Monday, December 29, 2014

Sony Picture’s The Interview: Triumph Over Despotism?

Even though the risk-averse powers-that-be at Sony shelved its Christmas Day release, does the eventual Yuletide screening of Sony’s The Interview a “triumph over despotism”?

By: Ringo Bones

Thanks to the urging of US President Barack Obama to Sony Pictures Entertainment’s risk-averse CEO Michael Lynton to not bow down to the despotism of North Korean strongman Kim Jong Un and to go ahead as planned the Yuletide screening of the controversial political satire titled The Interview that stars Seth Rogen and James Franco, it seems that free speech has triumph again in America. Despite the boasts of the hacktivist group Guardians of Peace to unleash a 9/11 style terror attack if Sony chooses to release the film, everyone curious and brave enough to see what the hubbub is all about manages to express their right to free expression incident free. It might be a rather unprecedented uproar over a controversial work of political satire to the young folks out there, but it seems that the “politics” over satirical films preventing its screening in the name of censorship has happened before.

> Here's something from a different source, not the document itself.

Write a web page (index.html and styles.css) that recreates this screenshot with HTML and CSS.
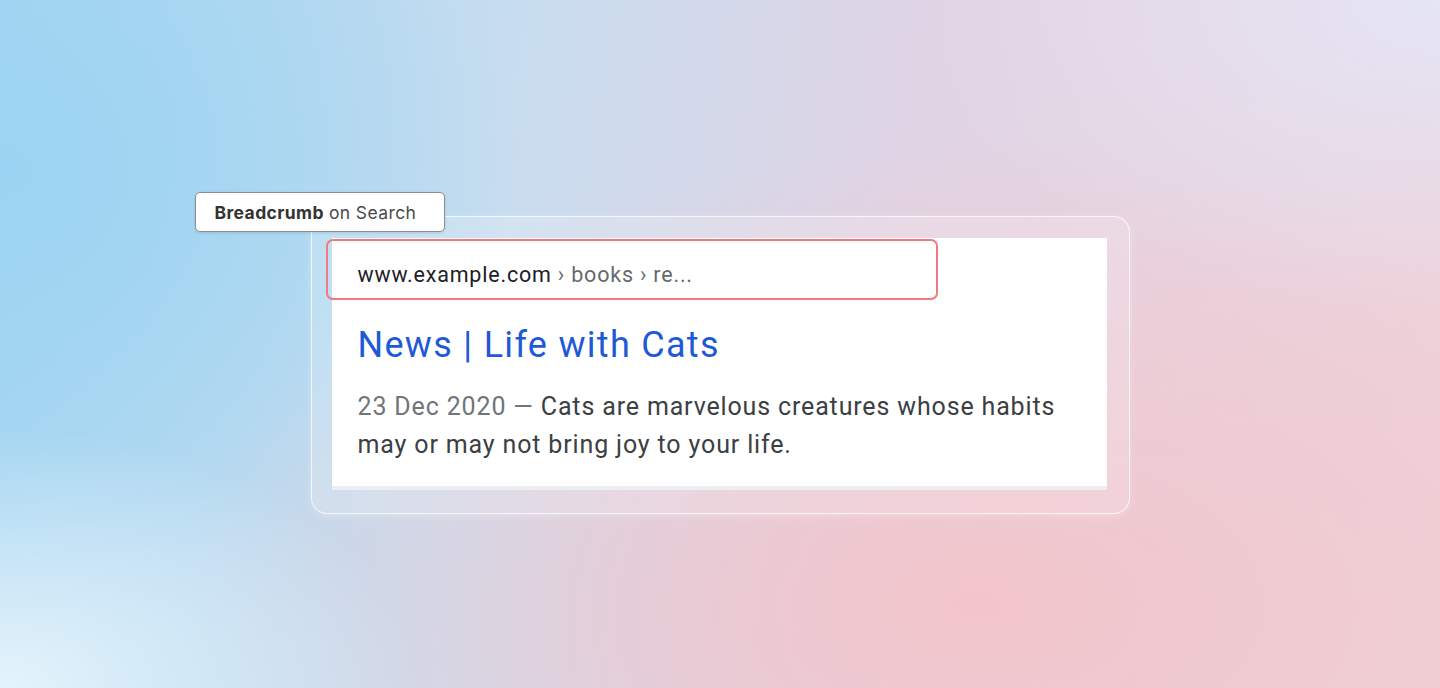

As a reaction to the rather brutal crackdown of Germany’s Jewish community during the late 1930s, iconic comedian Charlie Chaplain – who had gained enough clout in Hollywood from the brilliant success of his previous works in the box-office managed to convince top Hollywood producers to help make his then latest project a reality – a film satirizing a sitting head-of-state the then German Chancellor Adolf Hitler titled The Great Dictator. The then Prime Minister of Britain Neville Chamberlain blocked the screening of the film on British theaters in the hopes of appeasing Hitler and preventing an all-out war with Germany. But when the Hitler appeasing Chamberlin was voted out and replaced by Winston Churchill and by then Germany is already at war with Britain and the then new British PM Churchill allowed the screening of Charlie Chaplain’s The Great Dictator on British movie theaters as an act of defiance against Adolf Hitler. Given how controversial Chaplain’s The Great Dictator is to “German sensibilities”, it wasn’t until 1998 that The Great Dictator was screened in German cinemas.

Fast forward to 2014, the “political controversy” generated by Sony’s The Interview may be partly due to the film’s subject matter - i.e. the assassination of a sitting head-of-state of a deeply repressive and racist regime who deeply believes that their race of people are the sole inheritors of the planet – at least that’s what their megalomaniacal “Dear Leader” has constantly reassured them. Even though the North Korean Bureau 121 cyber-warfare team had managed to recruit hackers who are sympathetic to their rather repressive politics and “belief-system”, one wonders if the recent cyber-attacks at Sony Entertainment was due in part to their past sins committed in the past and the recent release of the rather unflattering racist e-mains are just the tip of the iceberg of “Sony’s sins”.